* BEGIN *
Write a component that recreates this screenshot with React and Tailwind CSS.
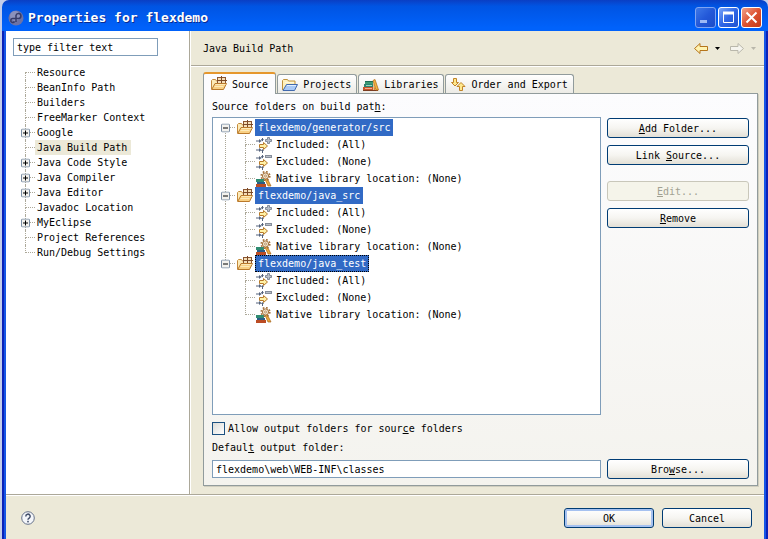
import React from "react";

const pages = [
  { name: "Resource" },
  { name: "BeanInfo Path" },
  { name: "Builders" },
  { name: "FreeMarker Context" },
  { name: "Google", children: true },
  { name: "Java Build Path", selected: true },
  { name: "Java Code Style", children: true },
  { name: "Java Compiler", children: true },
  { name: "Java Editor", children: true },
  { name: "Javadoc Location" },
  { name: "MyEclipse", children: true },
  { name: "Project References" },
  { name: "Run/Debug Settings" },
];

const folders = ["flexdemo/generator/src", "flexdemo/java_src", "flexdemo/java_test"];

function PackageFolderIcon() {
  return (
    <svg className="size-4 shrink-0" viewBox="0 0 16 16" aria-hidden="true">
      <path d="M.5 13V4.500l1-1h3l1 1.500h6V13z" fill="#fdebb8" stroke="#c48a3c" />
      <rect x="6.500" y="1.500" width="8" height="7" fill="#f6dfb8" stroke="#8a5530" />
      <path d="M10.500 0v8M6 4.500h10" stroke="#7d4a26" fill="none" />
      <path d="M.7 13.500L4 7.500h11.500l-3 6z" fill="#f9d084" stroke="#b9792c" />
      <path d="M4.500 8.500h10M3.500 10.500h9" stroke="#fdeab9" />
    </svg>
  );
}

function ProjectFolderIcon() {
  return (
    <svg className="size-4 shrink-0" viewBox="0 0 16 16" aria-hidden="true">
      <path d="M.5 13V3.500l1-1h4l1 1.500h6.500V8" fill="#fdf0bd" stroke="#c0923c" />
      <path d="M3 5.500h9" stroke="#fff8dc" />
      <path d="M1 13.500L4.500 7.500h11l-3 6z" fill="#a9c9f5" stroke="#4169ad" />
      <path d="M5 8.500h9" stroke="#e0eeff" />
    </svg>
  );
}

function BooksIcon() {
  return (
    <svg className="size-4 shrink-0" viewBox="0 0 16 16" aria-hidden="true">
      <rect x="2" y="4" width="8" height="3" fill="#3c9a74" />
      <path d="M2 4.500h8" stroke="#1d6b55" />
      <rect x="1" y="7" width="9" height="3" fill="#2d8470" />
      <path d="M3 8.500h6" stroke="#9bd3bb" />
      <rect x="0" y="10" width="10" height="4" fill="#c9542b" />
      <path d="M2 11.500h7" stroke="#f3b18d" />
      <path d="M0 13.500h15" stroke="#7b3c20" />
      <path d="M10 3.500l2-1L15.500 13h-2.500z" fill="#f4b63f" stroke="#b8701c" strokeWidth=".8" />
      <path d="M10.500 6v7h2z" fill="#dc8d2c" />
    </svg>
  );
}

function OrderIcon() {
  return (
    <svg className="size-4 shrink-0" viewBox="0 0 16 16" aria-hidden="true">
      <path d="M3.500 1.500h3v4h2L5 9 1.500 5.500h2z" fill="#ffe88c" stroke="#c08428" />
      <path d="M9.500 13.500h3v-4h2.500L11 5.500 7 9.500h2.500z" fill="#ffe88c" stroke="#c08428" />
    </svg>
  );
}

function FilterIcon({ exclude }) {
  return (
    <svg className="size-4 shrink-0" viewBox="0 0 16 16" aria-hidden="true">
      <path d="M0 4h4M0 13h4M6.500 1v3M6.500 13v3" stroke="#55637c" fill="none" />
      <path d="M3 2l2.500 2L3 6zM3 11l2.500 2L3 15zM8 2l-2 2.500L5 2zM5 14l1.500-2L8 14z" fill="#55637c" />
      <path d="M3.500 7.500h4V5.500l4 3.500-4 3.500v-2h-4z" fill="#fff1a6" stroke="#b77a2a" />
      {exclude ? (
        <rect x="9.500" y="1.500" width="6" height="2" fill="#b9bfc9" stroke="#858d9a" />
      ) : (
        <path d="M11.500.5h2v2h2v2h-2v2h-2v-2h-2v-2h2z" fill="#b9bfc9" stroke="#858d9a" />
      )}
    </svg>
  );
}

function NativeIcon() {
  return (
    <svg className="size-4 shrink-0" viewBox="0 0 16 16" aria-hidden="true">
      <rect x="0" y="8" width="8" height="3" fill="#2f8c72" />
      <rect x="1" y="11" width="8" height="2" fill="#2b5c86" />
      <rect x="0" y="13" width="10" height="3" fill="#bb4c24" />
      <path d="M9 8l2-1 4 8h-3z" fill="#eba83a" stroke="#a5641c" strokeWidth=".7" />
      <circle cx="9.500" cy="5" r="4.300" fill="none" stroke="#a5713a" strokeWidth="1.600" strokeDasharray="1.700 1.680" />
      <circle cx="9.500" cy="5" r="3.100" fill="#f1e3cd" stroke="#a5713a" />
      <circle cx="9.500" cy="5" r="1" fill="#fff" stroke="#a5713a" strokeWidth=".7" />
    </svg>
  );
}

function Toggle({ open, label }) {
  return (
    <button
      type="button"
      aria-label={label}
      aria-expanded={open}
      className="absolute top-1/2 -left-1 size-[9px] -translate-y-1/2"
    >
      <svg className="block size-[9px]" viewBox="0 0 9 9">
        <rect x=".5" y=".5" width="8" height="8" rx="1" fill="#f3f2ee" stroke="#7b8ea5" />
        <path d={open ? "M2 4.500h5" : "M2 4.500h5M4.500 2v5"} stroke="#000" />
      </svg>
    </button>
  );
}

function Branch({ first, last, children }) {
  return (
    <div className="relative flex w-[10px] shrink-0 flex-col self-stretch">
      <div className={`flex-1 border-b border-dotted border-[#aca899] ${first ? "" : "border-l"}`} />
      <div className={`flex-1 border-dotted border-[#aca899] ${last ? "" : "border-l"}`} />
      {children}
    </div>
  );
}

function PageTree() {
  return (
    <ul className="mt-[9px] pl-3">
      {pages.map((p, i) => (
        <li key={p.name} className="flex h-[15px] items-center">
          <Branch first={i === 0} last={i === pages.length - 1}>
            {p.children && <Toggle open={false} label={"Expand " + p.name} />}
          </Branch>
          <span className={`h-[15px] pr-1 pl-[2px] whitespace-nowrap ${p.selected ? "bg-[#ece9d8]" : ""}`}>
            {p.name}
          </span>
        </li>
      ))}
    </ul>
  );
}

function FolderTree() {
  const details = [
    { text: "Included: (All)", icon: <FilterIcon /> },
    { text: "Excluded: (None)", icon: <FilterIcon exclude /> },
    { text: "Native library location: (None)", icon: <NativeIcon /> },
  ];
  return (
    <ul className="h-full overflow-auto border border-[#7f9db9] bg-white pt-px pl-3">
      {folders.map((f, i) => {
        const last = i === folders.length - 1;
        return (
          <li key={f}>
            <div className="flex h-[17px] items-center">
              <Branch first={i === 0} last={last}>
                <Toggle open label={"Collapse " + f} />
              </Branch>
              <span className="ml-[2px] flex">
                <PackageFolderIcon />
              </span>
              <span
                className={`ml-[2px] h-[17px] border bg-[#316ac5] px-[2px] leading-[15px] text-white ${
                  last ? "border-dotted border-black" : "border-[#316ac5]"
                }`}
              >
                {f}
              </span>
            </div>
            <ul className={last ? "ml-px" : "border-l border-dotted border-[#aca899]"}>
              {details.map((d, j) => (
                <li key={d.text} className="flex h-[17px] items-center pl-[19px]">
                  <Branch last={j === 2} />
                  <span className="ml-px flex">{d.icon}</span>
                  <span className="ml-1 whitespace-pre">{d.text}</span>
                </li>
              ))}
            </ul>
          </li>
        );
      })}
    </ul>
  );
}

function XpButton({ children, disabled, focused, className = "" }) {
  const tone = disabled
    ? "border-[#c9c7ba] bg-[#f5f4ea] text-[#a1a192]"
    : "border-[#003c74] bg-linear-to-b from-white via-[#f6f5f1] to-[#e3e0d6] text-black";
  const ring = focused ? "shadow-[inset_0_0_0_2px_#a5c1f0]" : "";
  return (
    <button
      type="button"
      disabled={disabled}
      className={`h-5 rounded-[3px] border text-center leading-[17px] ${tone} ${ring} ${className}`}
    >
      {children}
    </button>
  );
}

function Tab({ icon, children, active }) {
  return (
    <button
      type="button"
      role="tab"
      aria-selected={!!active}
      className={
        active
          ? "-mb-px flex h-[22px] items-center gap-[5px] rounded-t-[3px] border border-t-2 border-b-0 border-[#919b9c] border-t-[#e5972d] bg-[#fcfcfe] px-[7px]"
          : "ml-px flex h-[19px] items-center gap-[5px] rounded-t-[3px] border border-b-0 border-[#919b9c] bg-linear-to-b from-white to-[#ecebe6] pt-px pr-[5px] pl-1"
      }
    >
      {icon}
      <span className="whitespace-nowrap">{children}</span>
    </button>
  );
}

function CaptionButton({ label, red, dim, children }) {
  const fill = red
    ? "from-[#f0a08a] via-[#dd5231] to-[#c43a18] border-white"
    : dim
      ? "from-[#3f78e8] via-[#2358d8] to-[#1c4cc8] border-[#7fa4f2]"
      : "from-[#7ba4f8] via-[#2f66e6] to-[#2052d0] border-white";
  return (
    <button type="button" aria-label={label} className={`size-[21px] rounded-[3px] border bg-linear-to-br ${fill}`}>
      <svg className="block size-[19px]" viewBox="0 0 19 19" fill="none" stroke="#fff">
        {children}
      </svg>
    </button>
  );
}

function TitleBar() {
  return (
    <header className="flex h-[31px] shrink-0 items-center rounded-t-[7px] bg-linear-to-b from-[#0a3fc4] from-0% via-[#0054e3] via-20% to-[#0062fb] to-90% pt-1 pr-[6px] pl-[6px]">
      <svg className="size-4" viewBox="0 0 16 16" aria-hidden="true">
        <circle cx="8" cy="8" r="7.500" fill="#6d73a6" />
        <circle cx="7" cy="6" r="5" fill="#8b91bb" />
        <path d="M8 12V5.500a2.500 2.500 0 1 1 2.500 3H5a2 2 0 1 0 1.500 3" fill="none" stroke="#373c68" strokeWidth="1.500" />
      </svg>
      <h1 className="ml-1 flex-1 text-[13px] leading-4 font-bold whitespace-nowrap text-white [text-shadow:1px_1px_0_#0a2a90]">
        Properties for flexdemo
      </h1>
      <div className="flex gap-[2px]">
        <CaptionButton label="Minimize" dim>
          <path d="M4 13.500h7" stroke="#9db9f5" strokeWidth="3" />
        </CaptionButton>
        <CaptionButton label="Maximize">
          <path d="M4.500 4v10.500h10V4" />
          <path d="M4 5h11" strokeWidth="3" />
        </CaptionButton>
        <CaptionButton label="Close" red>
          <path d="M4.500 4.500l10 10M14.500 4.500l-10 10" strokeWidth="2" />
        </CaptionButton>
      </div>
    </header>
  );
}

function NavArrow({ back }) {
  return (
    <button type="button" aria-label={back ? "Back" : "Forward"} disabled={!back} className="flex items-center gap-[6px]">
      <svg className="h-[13px] w-4" viewBox="0 0 16 13">
        {back ? (
          <path d="M1.500 6.500l5.500-5v3h7.500v4H7v3z" fill="#fff3b0" stroke="#b5751c" />
        ) : (
          <path d="M14.500 6.500L9 1.500v3H1.500v4H9v3z" fill="#f5f4ee" stroke="#b9b7ab" />
        )}
      </svg>
      <svg className="h-[3px] w-[5px]" viewBox="0 0 5 3">
        <path d="M0 0h5L2.500 3z" fill={back ? "#000" : "#b9b7ab"} />
      </svg>
    </button>
  );
}

export default function App() {
  return (
    <div className="flex h-screen flex-col overflow-hidden bg-[#c3cdea] pl-[2px] font-['DejaVu_Sans_Mono','Liberation_Mono',monospace] text-[10px] leading-[15px] text-black">
      <TitleBar />
      <div className="flex min-h-0 flex-1 flex-col border-x-2 border-[#0a22b8]">
        <div className="flex min-h-0 flex-1 flex-col border-x-2 border-[#1556e6] bg-[#ece9d8]">
          <div className="flex min-h-0 flex-1">
            <aside className="w-[184px] shrink-0 border-r border-[#aca899] bg-white pt-[7px] pl-[7px]">
              <input
                aria-label="Filter"
                defaultValue="type filter text"
                className="block h-[18px] w-[145px] border border-[#7f9db9] bg-white px-[3px] outline-none"
              />
              <PageTree />
            </aside>
            <main className="flex min-w-0 flex-1 flex-col border-l border-white">
              <div className="flex h-[35px] shrink-0 items-center justify-between border-b border-[#aca899] pr-[8px] pl-3">
                <h2>Java Build Path</h2>
                <div className="flex gap-[9px]">
                  <NavArrow back />
                  <NavArrow />
                </div>
              </div>
              <div className="flex min-h-0 flex-1 flex-col border-t border-white pt-[5px] pr-[6px] pb-2 pl-3">
                <div role="tablist" className="z-10 flex items-end">
                  <Tab active icon={<PackageFolderIcon />}>Source</Tab>
                  <Tab icon={<ProjectFolderIcon />}>Projects</Tab>
                  <Tab icon={<BooksIcon />}>Libraries</Tab>
                  <Tab icon={<OrderIcon />}>Order and Export</Tab>
                </div>
                <section className="flex min-h-0 flex-1 flex-col border border-[#919b9c] bg-linear-to-b from-[#fcfcfe] to-[#f4f3ee] px-2 pt-[5px] pb-[6px] shadow-[1px_1px_0_#d0cebf]">
                  <div className="mb-[3px]">
                    Source folders on build pat<u>h</u>:
                  </div>
                  <div className="flex min-h-0 flex-1 gap-[6px]">
                    <div className="min-w-0 flex-1">
                      <FolderTree />
                    </div>
                    <div className="flex w-[142px] shrink-0 flex-col gap-[7px] pt-px">
                      <XpButton><u>A</u>dd Folder...</XpButton>
                      <XpButton>Link <u>S</u>ource...</XpButton>
                      <XpButton disabled className="mt-[9px]"><u>E</u>dit...</XpButton>
                      <XpButton><u>R</u>emove</XpButton>
                    </div>
                  </div>
                  <label className="mt-[6px] flex items-center gap-[3px]">
                    <input
                      type="checkbox"
                      className="size-[13px] appearance-none border border-[#1c5180] bg-linear-to-br from-[#dcdcd7] to-white"
                    />
                    <span>
                      Allow output folders for sour<u>c</u>e folders
                    </span>
                  </label>
                  <label htmlFor="output" className="mt-1 mb-1">
                    Defaul<u>t</u> output folder:
                  </label>
                  <div className="flex items-center gap-[6px]">
                    <input
                      id="output"
                      defaultValue="flexdemo\web\WEB-INF\classes"
                      className="h-[18px] min-w-0 flex-1 border border-[#7f9db9] bg-white px-[3px] outline-none"
                    />
                    <XpButton className="w-[142px]">Bro<u>w</u>se...</XpButton>
                  </div>
                </section>
              </div>
            </main>
          </div>
          <footer className="flex h-[45px] shrink-0 items-center border-t border-[#aca899] pt-[2px] pr-3 pl-[15px] shadow-[inset_0_1px_0_#fff]">
            <button type="button" aria-label="Help">
              <svg className="block size-[14px]" viewBox="0 0 14 14" fill="none">
                <circle cx="7" cy="7" r="6.300" fill="#f4f6fa" stroke="#66728a" />
                <path d="M4.800 5.500a2.200 2.200 0 1 1 3.400 1.700c-.8.500-1.200.8-1.200 1.600" stroke="#44506b" strokeWidth="1.500" />
                <rect x="6.200" y="9.800" width="1.600" height="1.600" fill="#44506b" />
              </svg>
            </button>
            <div className="ml-auto flex gap-2">
              <XpButton focused className="w-[90px]">OK</XpButton>
              <XpButton className="w-[90px]">Cancel</XpButton>
            </div>
          </footer>
        </div>
      </div>
    </div>
  );
}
* END *
What is required: Track down every line of the material containing the string "React", and copy it.

Expected answer:
Write a component that recreates this screenshot with React and Tailwind CSS.
import React from "react";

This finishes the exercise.